§ DIRECTIONS FOR THIS TASK: Reproduce nothing except the lines between the line with "Convert this screenshot" and the line with "['全部订单', '待处理订单', '抢单模式', '已处理订单', '已取消订单', '已完成订单'];", both ends included, and please leave out pictures.

§ STORED ROWS:
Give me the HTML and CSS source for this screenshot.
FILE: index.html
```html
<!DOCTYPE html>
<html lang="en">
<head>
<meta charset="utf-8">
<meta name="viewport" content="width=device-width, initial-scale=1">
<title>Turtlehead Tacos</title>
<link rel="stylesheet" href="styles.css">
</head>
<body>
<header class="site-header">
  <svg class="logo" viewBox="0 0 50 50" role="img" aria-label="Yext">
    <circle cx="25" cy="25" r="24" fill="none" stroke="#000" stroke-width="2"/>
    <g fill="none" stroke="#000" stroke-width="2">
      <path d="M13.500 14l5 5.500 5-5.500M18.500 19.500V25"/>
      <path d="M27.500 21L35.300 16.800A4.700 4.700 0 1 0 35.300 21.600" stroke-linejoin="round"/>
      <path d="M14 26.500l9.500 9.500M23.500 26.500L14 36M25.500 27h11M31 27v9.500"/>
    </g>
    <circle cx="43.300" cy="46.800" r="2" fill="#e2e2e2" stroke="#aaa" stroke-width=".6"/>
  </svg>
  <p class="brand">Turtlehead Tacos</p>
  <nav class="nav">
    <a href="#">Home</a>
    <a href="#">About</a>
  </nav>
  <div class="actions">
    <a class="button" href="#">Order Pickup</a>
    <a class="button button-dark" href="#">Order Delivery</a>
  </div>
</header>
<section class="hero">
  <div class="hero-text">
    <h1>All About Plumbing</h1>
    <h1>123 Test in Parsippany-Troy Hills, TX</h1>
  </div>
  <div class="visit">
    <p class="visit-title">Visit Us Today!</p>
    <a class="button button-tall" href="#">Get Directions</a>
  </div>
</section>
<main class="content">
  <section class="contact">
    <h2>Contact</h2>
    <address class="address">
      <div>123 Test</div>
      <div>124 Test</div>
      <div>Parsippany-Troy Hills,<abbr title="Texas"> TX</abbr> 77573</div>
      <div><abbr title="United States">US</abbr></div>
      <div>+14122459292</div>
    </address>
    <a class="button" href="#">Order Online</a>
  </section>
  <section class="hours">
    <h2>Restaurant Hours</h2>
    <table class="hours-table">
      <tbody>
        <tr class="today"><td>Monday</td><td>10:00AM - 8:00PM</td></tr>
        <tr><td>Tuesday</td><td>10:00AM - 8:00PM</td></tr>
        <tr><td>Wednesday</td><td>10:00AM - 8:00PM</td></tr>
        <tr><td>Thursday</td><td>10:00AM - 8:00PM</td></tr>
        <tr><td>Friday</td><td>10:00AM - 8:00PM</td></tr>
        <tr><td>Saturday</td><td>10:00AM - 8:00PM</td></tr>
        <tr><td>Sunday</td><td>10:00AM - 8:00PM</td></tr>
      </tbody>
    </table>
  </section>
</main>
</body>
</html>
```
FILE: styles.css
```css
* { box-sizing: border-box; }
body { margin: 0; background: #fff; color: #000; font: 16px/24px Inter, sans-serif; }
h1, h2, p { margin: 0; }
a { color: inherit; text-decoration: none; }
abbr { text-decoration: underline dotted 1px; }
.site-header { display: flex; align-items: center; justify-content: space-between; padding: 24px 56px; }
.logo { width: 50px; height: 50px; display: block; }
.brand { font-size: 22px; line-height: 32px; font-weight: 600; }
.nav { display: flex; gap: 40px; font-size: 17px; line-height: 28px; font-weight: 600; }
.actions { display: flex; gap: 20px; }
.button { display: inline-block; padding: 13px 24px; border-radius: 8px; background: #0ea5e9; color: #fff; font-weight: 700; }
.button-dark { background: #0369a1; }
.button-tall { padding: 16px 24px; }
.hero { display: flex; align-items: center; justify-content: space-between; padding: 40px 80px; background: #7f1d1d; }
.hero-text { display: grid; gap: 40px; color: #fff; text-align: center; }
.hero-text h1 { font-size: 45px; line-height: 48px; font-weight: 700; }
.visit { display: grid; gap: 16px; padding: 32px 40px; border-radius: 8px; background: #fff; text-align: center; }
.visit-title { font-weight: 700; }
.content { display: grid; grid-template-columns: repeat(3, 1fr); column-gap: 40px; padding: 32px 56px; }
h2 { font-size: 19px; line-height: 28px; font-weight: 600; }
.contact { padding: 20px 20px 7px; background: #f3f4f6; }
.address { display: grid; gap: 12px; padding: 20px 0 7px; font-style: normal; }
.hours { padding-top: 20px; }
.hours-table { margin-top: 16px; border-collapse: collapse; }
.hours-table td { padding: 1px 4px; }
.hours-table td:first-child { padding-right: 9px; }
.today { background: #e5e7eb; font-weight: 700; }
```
==
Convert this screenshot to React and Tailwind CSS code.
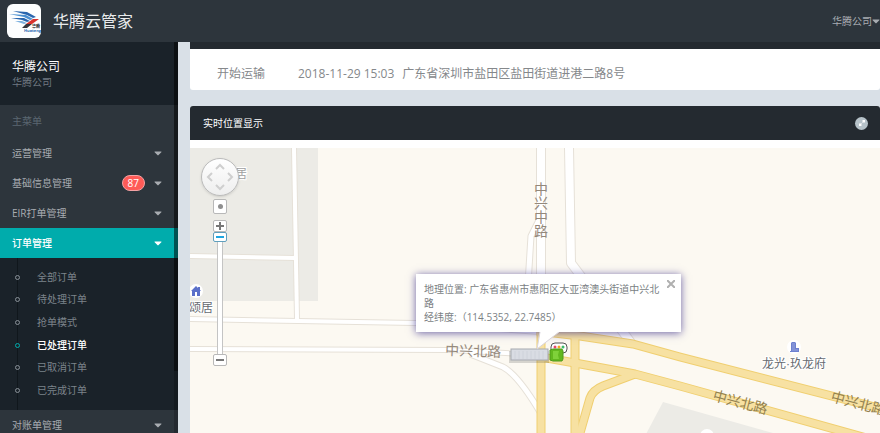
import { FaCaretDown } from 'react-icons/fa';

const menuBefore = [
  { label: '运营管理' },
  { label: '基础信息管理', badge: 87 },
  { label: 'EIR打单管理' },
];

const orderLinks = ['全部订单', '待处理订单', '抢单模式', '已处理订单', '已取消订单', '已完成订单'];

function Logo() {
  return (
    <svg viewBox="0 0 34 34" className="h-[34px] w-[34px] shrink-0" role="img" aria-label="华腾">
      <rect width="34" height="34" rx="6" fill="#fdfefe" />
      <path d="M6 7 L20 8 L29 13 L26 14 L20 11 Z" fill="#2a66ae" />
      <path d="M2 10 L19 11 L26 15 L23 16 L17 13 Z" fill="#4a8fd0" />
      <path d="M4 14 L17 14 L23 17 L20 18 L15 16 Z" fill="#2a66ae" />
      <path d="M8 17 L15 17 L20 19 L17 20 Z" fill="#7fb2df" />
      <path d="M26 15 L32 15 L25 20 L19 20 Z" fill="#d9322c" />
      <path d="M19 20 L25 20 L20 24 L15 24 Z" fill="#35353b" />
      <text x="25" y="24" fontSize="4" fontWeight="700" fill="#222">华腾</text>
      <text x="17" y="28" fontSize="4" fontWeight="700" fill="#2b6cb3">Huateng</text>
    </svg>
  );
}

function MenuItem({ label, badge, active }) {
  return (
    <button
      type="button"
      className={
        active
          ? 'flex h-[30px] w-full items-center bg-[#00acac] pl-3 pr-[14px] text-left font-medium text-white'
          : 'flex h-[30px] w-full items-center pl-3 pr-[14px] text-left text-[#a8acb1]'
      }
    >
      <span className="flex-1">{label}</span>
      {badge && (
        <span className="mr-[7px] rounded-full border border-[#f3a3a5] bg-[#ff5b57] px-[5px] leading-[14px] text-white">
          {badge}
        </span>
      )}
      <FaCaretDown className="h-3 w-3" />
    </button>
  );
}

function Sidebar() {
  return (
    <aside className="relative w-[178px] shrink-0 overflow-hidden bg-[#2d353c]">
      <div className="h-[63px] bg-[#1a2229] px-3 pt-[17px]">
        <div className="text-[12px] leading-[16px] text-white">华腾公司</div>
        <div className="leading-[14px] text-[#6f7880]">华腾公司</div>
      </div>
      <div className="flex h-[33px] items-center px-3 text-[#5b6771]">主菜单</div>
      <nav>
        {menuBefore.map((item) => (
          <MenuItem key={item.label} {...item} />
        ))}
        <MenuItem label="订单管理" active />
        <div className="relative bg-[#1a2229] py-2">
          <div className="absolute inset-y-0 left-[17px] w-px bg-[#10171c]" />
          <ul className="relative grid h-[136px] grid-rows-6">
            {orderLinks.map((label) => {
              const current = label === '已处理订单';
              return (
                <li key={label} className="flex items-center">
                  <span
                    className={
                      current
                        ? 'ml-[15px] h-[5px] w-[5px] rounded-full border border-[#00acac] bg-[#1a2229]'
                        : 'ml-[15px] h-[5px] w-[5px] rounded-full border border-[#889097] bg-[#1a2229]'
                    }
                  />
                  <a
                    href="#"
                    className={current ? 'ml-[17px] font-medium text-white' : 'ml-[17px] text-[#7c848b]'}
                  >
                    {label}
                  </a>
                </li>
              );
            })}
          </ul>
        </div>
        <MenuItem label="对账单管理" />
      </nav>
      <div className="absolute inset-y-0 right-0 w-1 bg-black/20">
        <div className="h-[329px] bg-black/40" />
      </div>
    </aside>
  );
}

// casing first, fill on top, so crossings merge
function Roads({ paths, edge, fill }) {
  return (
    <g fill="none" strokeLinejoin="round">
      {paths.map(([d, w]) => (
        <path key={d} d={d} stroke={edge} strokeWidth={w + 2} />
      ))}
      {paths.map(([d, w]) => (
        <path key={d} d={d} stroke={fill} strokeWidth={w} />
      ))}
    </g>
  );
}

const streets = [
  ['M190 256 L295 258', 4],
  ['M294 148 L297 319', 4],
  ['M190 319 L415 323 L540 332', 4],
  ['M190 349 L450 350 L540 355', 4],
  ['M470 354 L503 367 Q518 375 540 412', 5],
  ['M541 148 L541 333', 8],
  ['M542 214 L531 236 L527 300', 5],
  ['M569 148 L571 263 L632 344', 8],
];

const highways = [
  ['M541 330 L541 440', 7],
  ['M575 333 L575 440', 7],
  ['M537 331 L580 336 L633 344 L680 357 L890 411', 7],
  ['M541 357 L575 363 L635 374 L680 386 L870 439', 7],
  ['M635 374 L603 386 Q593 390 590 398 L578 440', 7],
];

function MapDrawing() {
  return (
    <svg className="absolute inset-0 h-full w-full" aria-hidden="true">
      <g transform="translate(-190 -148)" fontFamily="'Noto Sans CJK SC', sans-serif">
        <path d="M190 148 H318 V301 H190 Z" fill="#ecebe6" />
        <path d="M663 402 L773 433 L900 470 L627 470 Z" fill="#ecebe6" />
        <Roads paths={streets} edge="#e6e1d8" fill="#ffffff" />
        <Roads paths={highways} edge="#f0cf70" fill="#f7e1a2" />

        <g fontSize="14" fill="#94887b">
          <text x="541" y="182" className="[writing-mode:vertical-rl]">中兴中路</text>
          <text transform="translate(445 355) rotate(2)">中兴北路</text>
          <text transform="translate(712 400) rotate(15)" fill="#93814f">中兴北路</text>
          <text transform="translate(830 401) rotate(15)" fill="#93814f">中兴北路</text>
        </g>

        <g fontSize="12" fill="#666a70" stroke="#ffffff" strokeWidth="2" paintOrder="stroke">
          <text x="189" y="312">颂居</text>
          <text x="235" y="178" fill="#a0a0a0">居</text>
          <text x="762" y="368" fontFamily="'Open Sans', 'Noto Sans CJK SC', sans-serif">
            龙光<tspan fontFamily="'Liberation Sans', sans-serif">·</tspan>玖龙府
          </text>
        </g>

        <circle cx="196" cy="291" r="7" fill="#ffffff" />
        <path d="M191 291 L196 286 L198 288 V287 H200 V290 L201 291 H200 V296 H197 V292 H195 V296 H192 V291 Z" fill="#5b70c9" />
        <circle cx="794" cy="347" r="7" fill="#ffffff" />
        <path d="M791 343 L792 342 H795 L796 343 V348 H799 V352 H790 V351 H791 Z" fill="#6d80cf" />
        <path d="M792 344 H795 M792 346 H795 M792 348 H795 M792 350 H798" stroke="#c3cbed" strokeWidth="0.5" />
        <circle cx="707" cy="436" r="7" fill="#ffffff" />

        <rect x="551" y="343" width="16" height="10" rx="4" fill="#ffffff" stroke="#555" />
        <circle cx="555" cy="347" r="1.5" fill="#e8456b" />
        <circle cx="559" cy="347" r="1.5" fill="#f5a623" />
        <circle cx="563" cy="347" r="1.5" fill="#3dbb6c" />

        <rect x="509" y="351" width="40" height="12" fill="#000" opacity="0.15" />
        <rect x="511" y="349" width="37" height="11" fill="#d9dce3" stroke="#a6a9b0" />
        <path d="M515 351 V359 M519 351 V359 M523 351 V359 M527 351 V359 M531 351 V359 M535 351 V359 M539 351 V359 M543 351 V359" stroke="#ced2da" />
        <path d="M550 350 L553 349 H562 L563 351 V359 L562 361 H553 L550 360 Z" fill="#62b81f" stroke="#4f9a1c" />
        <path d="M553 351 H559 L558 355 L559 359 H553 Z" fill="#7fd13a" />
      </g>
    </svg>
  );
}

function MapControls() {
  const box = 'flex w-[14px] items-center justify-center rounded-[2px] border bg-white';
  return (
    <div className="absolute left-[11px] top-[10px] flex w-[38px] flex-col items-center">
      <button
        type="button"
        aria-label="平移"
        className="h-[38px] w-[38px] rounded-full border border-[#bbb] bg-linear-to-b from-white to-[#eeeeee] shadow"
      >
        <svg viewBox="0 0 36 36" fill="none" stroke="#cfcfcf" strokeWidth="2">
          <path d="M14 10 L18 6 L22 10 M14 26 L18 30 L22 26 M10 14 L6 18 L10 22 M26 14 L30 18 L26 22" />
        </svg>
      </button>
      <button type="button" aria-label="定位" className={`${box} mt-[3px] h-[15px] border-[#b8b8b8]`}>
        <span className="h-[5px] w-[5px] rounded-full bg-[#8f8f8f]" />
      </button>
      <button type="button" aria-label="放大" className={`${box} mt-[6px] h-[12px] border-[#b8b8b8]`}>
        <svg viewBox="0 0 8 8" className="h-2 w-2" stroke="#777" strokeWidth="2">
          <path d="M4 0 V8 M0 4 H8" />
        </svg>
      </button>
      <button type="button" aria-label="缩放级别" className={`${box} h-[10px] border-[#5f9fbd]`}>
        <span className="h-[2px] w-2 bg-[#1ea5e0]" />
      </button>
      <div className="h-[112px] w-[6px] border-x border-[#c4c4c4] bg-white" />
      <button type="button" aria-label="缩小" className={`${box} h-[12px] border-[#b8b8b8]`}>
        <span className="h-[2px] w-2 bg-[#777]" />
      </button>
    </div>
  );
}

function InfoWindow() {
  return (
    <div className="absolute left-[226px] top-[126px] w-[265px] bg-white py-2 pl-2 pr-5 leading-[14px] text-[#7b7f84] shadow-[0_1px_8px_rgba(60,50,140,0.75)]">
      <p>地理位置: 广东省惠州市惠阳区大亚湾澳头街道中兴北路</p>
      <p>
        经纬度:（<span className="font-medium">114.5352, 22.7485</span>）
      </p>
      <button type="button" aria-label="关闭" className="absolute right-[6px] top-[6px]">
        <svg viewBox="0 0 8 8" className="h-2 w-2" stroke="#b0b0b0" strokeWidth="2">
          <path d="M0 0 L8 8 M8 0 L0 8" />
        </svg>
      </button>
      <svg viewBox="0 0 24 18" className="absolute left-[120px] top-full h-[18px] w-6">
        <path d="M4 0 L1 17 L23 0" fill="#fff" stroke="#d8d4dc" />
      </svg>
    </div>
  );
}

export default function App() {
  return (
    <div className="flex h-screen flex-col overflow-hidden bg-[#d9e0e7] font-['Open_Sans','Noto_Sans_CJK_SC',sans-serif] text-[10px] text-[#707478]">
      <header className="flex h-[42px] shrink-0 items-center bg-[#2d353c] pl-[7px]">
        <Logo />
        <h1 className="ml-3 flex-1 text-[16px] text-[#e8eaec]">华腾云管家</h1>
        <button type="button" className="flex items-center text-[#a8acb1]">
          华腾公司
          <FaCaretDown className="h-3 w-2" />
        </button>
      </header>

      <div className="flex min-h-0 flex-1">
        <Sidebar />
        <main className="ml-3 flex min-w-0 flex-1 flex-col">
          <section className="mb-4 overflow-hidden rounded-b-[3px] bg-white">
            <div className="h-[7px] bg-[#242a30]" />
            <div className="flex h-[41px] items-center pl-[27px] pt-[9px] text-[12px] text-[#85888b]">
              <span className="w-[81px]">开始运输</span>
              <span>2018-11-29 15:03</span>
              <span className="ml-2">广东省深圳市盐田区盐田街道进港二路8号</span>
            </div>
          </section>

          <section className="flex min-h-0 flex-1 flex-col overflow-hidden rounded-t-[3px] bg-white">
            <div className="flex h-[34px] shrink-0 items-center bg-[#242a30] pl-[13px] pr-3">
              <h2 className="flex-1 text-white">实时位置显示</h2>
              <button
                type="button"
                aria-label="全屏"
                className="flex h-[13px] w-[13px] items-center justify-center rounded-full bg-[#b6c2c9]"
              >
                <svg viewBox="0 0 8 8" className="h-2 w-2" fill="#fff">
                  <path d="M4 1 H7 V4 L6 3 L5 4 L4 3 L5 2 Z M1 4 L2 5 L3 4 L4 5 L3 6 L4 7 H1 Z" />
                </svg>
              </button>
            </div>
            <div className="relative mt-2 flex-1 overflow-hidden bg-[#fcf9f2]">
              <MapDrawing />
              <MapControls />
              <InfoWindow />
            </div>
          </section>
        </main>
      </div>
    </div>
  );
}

§ FINAL ANSWER:
Convert this screenshot to React and Tailwind CSS code.
import { FaCaretDown } from 'react-icons/fa';

const menuBefore = [
  { label: '运营管理' },
  { label: '基础信息管理', badge: 87 },
  { label: 'EIR打单管理' },
];

const orderLinks = ['全部订单', '待处理订单', '抢单模式', '已处理订单', '已取消订单', '已完成订单'];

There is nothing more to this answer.